Persistent Tor-algebra based stacking ensemble learning (PTA-SEL) for protein-protein binding affinity prediction
Keywords: persistent Tor-algebra, molecular featurization, protein-protein interactions, stacking ensemble learning
TL;DR: We propose persistent Tor-algebra (PTA), PTA-based molecular representation and featurization, PTA-based stacking ensemble learning for protein-protein binding affinity prediction, for the first time.

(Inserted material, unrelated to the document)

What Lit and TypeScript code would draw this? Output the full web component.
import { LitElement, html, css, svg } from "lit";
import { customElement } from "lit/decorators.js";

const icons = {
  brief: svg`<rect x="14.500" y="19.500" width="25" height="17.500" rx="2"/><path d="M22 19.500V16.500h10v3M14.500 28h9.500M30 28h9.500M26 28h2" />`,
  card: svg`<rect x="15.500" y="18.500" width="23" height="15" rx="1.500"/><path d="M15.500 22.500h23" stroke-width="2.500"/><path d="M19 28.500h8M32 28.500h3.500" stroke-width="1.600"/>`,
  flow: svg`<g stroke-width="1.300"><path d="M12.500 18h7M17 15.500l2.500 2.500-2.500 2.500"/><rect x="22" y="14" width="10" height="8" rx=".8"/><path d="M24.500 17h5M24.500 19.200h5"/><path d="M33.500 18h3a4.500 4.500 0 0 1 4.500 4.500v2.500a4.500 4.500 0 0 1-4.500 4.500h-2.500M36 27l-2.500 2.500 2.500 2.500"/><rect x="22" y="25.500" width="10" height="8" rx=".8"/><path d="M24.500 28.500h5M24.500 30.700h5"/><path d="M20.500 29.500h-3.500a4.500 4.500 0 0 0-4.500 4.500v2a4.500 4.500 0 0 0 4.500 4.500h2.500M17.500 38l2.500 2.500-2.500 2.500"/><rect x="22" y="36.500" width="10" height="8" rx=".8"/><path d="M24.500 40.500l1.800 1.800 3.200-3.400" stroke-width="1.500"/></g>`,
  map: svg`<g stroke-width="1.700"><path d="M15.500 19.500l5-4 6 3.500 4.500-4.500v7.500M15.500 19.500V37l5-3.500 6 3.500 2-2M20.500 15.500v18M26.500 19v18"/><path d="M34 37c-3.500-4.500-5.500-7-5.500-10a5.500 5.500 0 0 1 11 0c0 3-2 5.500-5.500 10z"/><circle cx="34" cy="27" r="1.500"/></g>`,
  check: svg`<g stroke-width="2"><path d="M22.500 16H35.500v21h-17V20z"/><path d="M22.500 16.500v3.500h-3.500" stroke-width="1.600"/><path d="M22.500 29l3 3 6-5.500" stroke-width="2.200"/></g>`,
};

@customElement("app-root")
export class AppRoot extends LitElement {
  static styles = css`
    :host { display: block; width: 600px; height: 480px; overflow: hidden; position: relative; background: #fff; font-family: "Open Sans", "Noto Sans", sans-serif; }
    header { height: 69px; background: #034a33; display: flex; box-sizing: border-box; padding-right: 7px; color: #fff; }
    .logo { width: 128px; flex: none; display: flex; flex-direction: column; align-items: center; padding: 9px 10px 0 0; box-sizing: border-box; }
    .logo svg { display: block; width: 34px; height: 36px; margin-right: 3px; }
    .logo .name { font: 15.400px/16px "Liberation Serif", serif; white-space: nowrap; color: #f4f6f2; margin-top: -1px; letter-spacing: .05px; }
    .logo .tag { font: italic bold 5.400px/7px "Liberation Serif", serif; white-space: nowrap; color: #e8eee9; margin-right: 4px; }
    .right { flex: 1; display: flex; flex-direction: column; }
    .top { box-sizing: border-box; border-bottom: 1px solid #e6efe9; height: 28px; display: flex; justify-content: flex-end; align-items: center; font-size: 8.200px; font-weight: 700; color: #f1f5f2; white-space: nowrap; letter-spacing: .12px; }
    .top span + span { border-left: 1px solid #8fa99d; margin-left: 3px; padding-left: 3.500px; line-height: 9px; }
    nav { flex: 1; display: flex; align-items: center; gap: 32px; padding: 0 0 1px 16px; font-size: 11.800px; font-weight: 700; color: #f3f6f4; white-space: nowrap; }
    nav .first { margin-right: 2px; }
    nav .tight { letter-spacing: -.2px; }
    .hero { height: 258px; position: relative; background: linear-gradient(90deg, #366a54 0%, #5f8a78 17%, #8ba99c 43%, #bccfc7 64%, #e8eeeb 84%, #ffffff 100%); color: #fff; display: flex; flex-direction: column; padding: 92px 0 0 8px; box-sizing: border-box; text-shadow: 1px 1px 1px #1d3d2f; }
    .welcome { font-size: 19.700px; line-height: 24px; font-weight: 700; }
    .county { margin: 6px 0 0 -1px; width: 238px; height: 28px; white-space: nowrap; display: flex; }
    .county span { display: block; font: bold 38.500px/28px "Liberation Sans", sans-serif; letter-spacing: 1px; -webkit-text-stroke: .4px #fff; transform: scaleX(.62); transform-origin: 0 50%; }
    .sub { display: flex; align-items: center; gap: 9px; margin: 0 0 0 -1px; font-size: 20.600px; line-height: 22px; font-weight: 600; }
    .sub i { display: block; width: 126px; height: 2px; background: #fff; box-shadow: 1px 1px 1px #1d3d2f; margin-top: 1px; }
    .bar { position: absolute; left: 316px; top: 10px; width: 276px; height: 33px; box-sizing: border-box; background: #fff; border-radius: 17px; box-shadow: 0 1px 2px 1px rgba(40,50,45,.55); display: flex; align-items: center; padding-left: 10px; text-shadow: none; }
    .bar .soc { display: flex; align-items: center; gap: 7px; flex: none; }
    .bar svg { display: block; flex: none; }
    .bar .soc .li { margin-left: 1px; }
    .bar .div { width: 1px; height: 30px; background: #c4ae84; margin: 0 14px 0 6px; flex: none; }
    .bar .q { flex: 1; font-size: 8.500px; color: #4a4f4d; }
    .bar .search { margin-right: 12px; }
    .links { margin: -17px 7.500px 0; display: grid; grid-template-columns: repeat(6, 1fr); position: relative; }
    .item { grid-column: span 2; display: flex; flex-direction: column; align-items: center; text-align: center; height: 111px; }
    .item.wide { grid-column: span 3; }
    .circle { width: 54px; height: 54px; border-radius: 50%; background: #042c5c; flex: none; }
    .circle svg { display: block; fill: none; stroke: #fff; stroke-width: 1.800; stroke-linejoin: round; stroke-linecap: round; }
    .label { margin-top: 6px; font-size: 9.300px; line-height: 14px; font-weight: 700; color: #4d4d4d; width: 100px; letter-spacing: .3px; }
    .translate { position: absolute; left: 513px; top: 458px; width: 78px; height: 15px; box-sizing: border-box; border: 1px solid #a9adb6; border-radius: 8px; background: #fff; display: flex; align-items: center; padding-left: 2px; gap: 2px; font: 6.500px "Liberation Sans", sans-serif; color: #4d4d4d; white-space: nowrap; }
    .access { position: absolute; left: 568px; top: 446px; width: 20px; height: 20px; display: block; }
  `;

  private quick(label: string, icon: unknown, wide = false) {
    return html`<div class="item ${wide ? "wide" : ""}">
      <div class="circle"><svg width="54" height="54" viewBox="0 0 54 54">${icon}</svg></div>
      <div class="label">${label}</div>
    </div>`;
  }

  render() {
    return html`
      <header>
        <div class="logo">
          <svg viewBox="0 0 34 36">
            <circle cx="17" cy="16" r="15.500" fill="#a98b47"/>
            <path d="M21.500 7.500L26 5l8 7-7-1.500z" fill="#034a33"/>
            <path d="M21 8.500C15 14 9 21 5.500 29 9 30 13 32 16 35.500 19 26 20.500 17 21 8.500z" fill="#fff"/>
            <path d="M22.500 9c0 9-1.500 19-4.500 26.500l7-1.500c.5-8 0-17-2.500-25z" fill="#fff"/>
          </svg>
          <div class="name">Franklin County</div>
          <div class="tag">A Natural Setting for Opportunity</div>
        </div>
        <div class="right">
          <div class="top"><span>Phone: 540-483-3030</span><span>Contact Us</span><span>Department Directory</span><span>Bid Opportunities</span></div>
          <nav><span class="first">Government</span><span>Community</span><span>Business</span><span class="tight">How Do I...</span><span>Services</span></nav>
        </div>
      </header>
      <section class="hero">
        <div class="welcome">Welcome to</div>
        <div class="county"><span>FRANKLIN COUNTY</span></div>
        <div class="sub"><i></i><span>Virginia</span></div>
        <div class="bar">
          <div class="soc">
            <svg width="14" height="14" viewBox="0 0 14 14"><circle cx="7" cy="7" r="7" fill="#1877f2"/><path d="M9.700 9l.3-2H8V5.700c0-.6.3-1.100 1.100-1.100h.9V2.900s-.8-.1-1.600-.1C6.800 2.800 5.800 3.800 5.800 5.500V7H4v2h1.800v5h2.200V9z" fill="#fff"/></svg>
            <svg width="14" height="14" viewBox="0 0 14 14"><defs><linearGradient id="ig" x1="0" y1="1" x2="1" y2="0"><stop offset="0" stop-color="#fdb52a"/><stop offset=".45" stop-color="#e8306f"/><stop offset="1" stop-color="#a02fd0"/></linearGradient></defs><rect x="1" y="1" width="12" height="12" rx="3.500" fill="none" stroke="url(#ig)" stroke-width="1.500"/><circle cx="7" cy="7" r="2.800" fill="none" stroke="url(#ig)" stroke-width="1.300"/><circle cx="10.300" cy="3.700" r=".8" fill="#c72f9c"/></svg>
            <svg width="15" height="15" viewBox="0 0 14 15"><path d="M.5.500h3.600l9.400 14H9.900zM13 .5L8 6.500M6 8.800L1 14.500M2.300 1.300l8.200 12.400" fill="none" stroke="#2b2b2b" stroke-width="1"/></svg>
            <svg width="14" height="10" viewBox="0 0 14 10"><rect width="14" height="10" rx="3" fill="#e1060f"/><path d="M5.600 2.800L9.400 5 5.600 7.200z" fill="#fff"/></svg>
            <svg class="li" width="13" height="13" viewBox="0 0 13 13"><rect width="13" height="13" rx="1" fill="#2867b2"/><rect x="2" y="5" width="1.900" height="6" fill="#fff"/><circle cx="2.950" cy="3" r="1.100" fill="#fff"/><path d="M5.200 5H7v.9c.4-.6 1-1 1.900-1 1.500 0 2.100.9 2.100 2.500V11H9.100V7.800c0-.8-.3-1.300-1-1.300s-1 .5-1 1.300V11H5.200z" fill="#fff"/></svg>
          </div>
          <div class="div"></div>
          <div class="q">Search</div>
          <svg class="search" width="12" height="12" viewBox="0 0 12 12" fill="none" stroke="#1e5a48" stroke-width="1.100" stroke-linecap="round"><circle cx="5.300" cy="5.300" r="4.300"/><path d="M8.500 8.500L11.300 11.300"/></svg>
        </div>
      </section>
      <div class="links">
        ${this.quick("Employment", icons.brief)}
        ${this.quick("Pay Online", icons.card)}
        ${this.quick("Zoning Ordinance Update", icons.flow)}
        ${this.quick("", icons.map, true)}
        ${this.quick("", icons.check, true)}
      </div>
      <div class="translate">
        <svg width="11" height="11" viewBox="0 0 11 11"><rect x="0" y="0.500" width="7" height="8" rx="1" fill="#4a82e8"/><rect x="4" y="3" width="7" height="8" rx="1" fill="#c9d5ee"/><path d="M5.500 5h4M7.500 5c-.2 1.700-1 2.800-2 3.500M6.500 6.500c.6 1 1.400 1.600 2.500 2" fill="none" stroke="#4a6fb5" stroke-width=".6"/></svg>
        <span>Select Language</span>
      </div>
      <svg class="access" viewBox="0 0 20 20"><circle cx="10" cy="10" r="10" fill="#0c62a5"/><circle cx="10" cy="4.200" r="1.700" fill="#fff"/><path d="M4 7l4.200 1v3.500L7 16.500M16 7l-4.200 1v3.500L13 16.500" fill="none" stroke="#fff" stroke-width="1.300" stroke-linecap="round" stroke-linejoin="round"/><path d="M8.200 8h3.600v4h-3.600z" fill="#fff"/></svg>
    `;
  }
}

Abstract: Protein-protein interactions (PPIs) play crucial roles in almost all biological processes. Recently, Data-driven machine learning models have shown great power in the analysis of PPIs. However, efficient molecular representation and featurization are still key issues that hinder the performance of learning models. Here, we propose persistent Tor-algebra (PTA), PTA-based molecular characterization and featurization, and PTA-based stacking ensemble learning (PTA-SEL) for PPI binding affinity prediction, for the first time. More specifically, the Vietoris-Rips complex is used to characterize the PPI structure and its persistent Tor-algebra is computed to form the molecular descriptors. These descriptors then are fed into our stacking model to make the prediction. We systematically test our model on the two most commonly used datasets, i.e., SKEMPI and AB-Bind. It has been found that our model outperforms all the existing models as far as we know, which demonstrates the great power of our model.